Google is constantly pushing to reduce its cost of doing business online. That is what makes it powerful. It's what's in the bowels of the company, not in its brains, that you will find its secret sauce.
How do I know this analysis is correct? Because there is only one other company that rivals Google for its rigorous focus on online cost cutting, one other company that can rival it in building online infrastructure, and thus one other company that rivals it in power.
You may still think of Amazon as a store, like WalMart. It's not. It's an infrastructure play, like Google. Amazon has a physical infrastructure, which it also pays close attention to, in order to deliver products from warehouses to people. But its primary asset is its IT infrastructure.
Why did Amazon bring out the Kindle? Why is the Kindle powerful? Because Amazon's online resources let it sell Kindle books for less than competitors. Lower infrastructure costs let it subsidize development, manufacturing, and sales of the hardware. As with Gillette the company is about the blades, not the razor.
Amazon found it had so much IT infrastructure a few years ago that it began leasing it out as the Elastic Computer Cloud, or Amazon EC2. Amazon's cloud is actually better for business than Google's. It offers more services, it is evolving more rapidly, possibly because Amazon feels a greater need to monetize its cloud than Google.

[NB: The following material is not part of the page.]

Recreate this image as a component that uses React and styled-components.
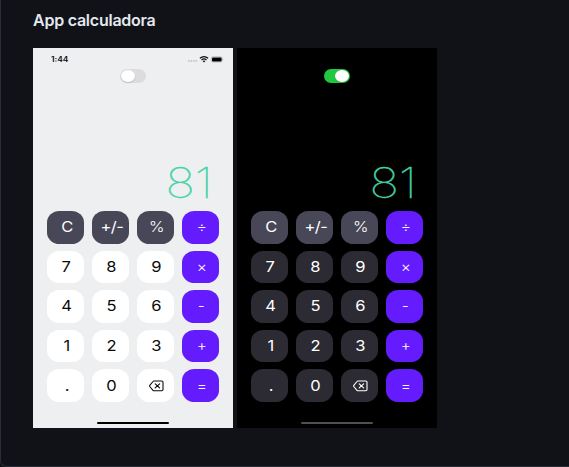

The idea that "the future of business is in the clouds" remains controversial. The direction of the market remains in dispute. Will it be about public clouds or private clouds? Does every big company need its own cloud?
IBM's answer to this question is yes. They can let you hang on their cloud, they can lease you space in the cloud, they can build you a cloud and lease it to you, or sell it to you.
In the end, however, clouds are just one way to answer the question everyone in computing asks. How do I lower the cost of doing business in the Internet age? What is my cost, not per transaction, but for every billion transactions?
This is the question Google has answered more successfully (so far) than any other company. The answer gives Google power, the time and space it needs to experiment, to have patience with things that bring lots of traffic but little money, and to goad New York reporters the way Microsoft executives did in the early 1990s.
So get your head out of the clouds, and stop focusing on the faces at the top of the computing pyramid.
The power lies in the engine room.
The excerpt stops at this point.